In 2012, he organized a Khap Panchayat in Bibipur. A powerful body of male elders, the Khap is often considered anti-women in its approach toward resolving marriage and family disputes. When he invited a woman to speak on the stage, he created a public fury.


That speaker, Santosh Devi, talked about female infanticide and dowry deaths (when a woman is murdered or kills herself over a dowry dispute) and said she wanted women to join the decision-making process in village development.


“After giving birth to six children, he gave me the courage to stand up and speak in front of 4,000 people for my rights,” said Devi, now 90.


Jaglan’s dedication to promoting women’s rights began drawing national attention after this. Prime Minister Narendra Modi mentioned him four separate times in his monthly radio addresses that he sometimes uses to discuss ordinary individuals shaping Indian society.


But Jaglan says there’s still so much to do, and he pointed to an informal survey he has been conducting over the last three years: He asks prominent Indians — business executives, government officials, professors, and police officers — about their family compositions.


Out of around 200 people, he said 95% told him they have a “perfect family”: a boy and a girl.


“How is that possible?” Jaglan said. He said the answer perhaps lies in the more educated and rich knowing how to circumvent Indian laws, or being able to afford to travel abroad, to continue using prenatal sex determination.

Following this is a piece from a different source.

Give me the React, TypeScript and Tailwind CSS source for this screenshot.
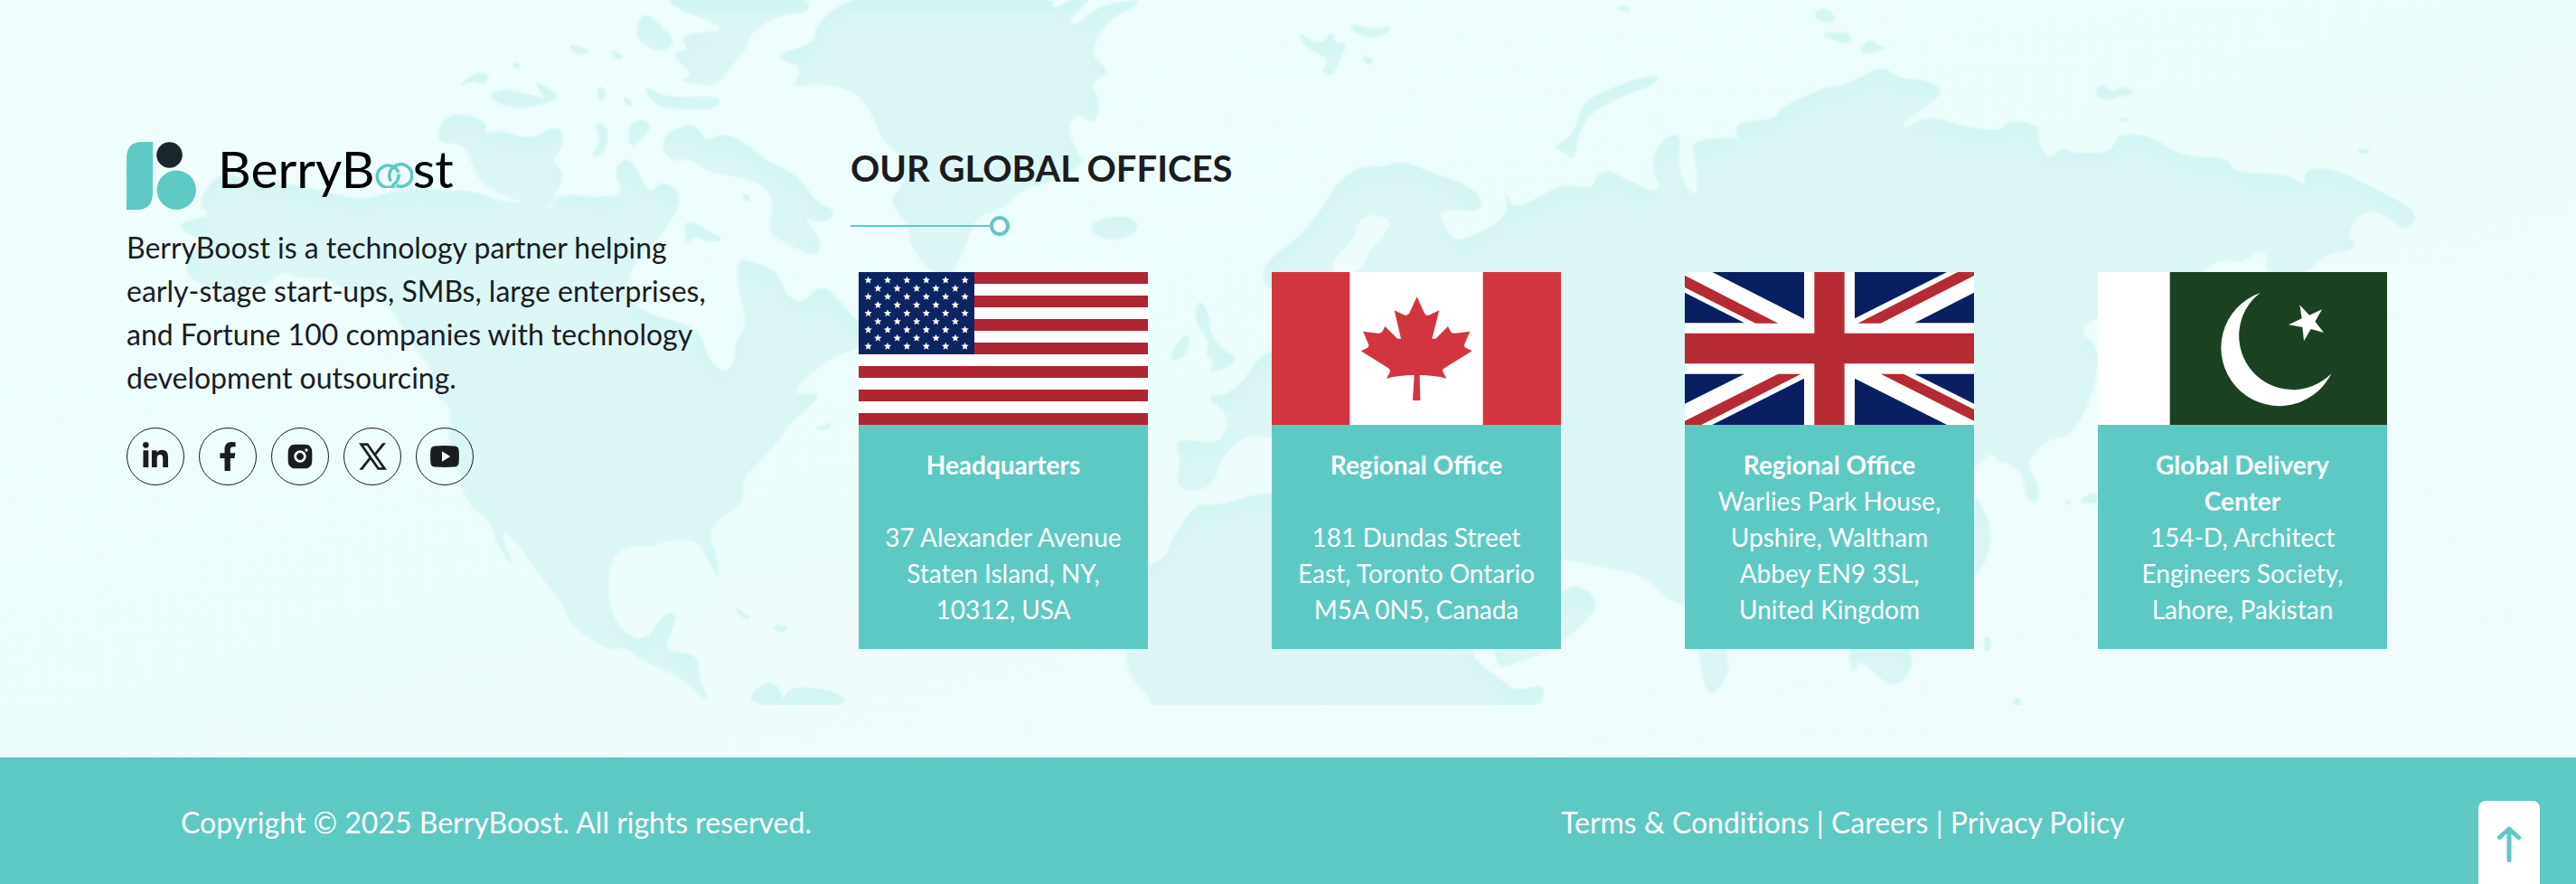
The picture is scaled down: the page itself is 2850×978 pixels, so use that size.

Jaglan said it’s his own two daughters, Nandini, 11, and Yachika, 9, who motivate him to do whatever he can to stamp out female feticide.


“I will not rest until the last culprit is held to account,” he said. “Every day, my two daughters inspire me to keep fighting.”


And he can hear around him a sound tied to his first successful campaign: In his village and many others across Haryana, the birth of girls is now celebrated with the banging of pots and pans by family members, a ritual earlier reserved for the birth of a boy.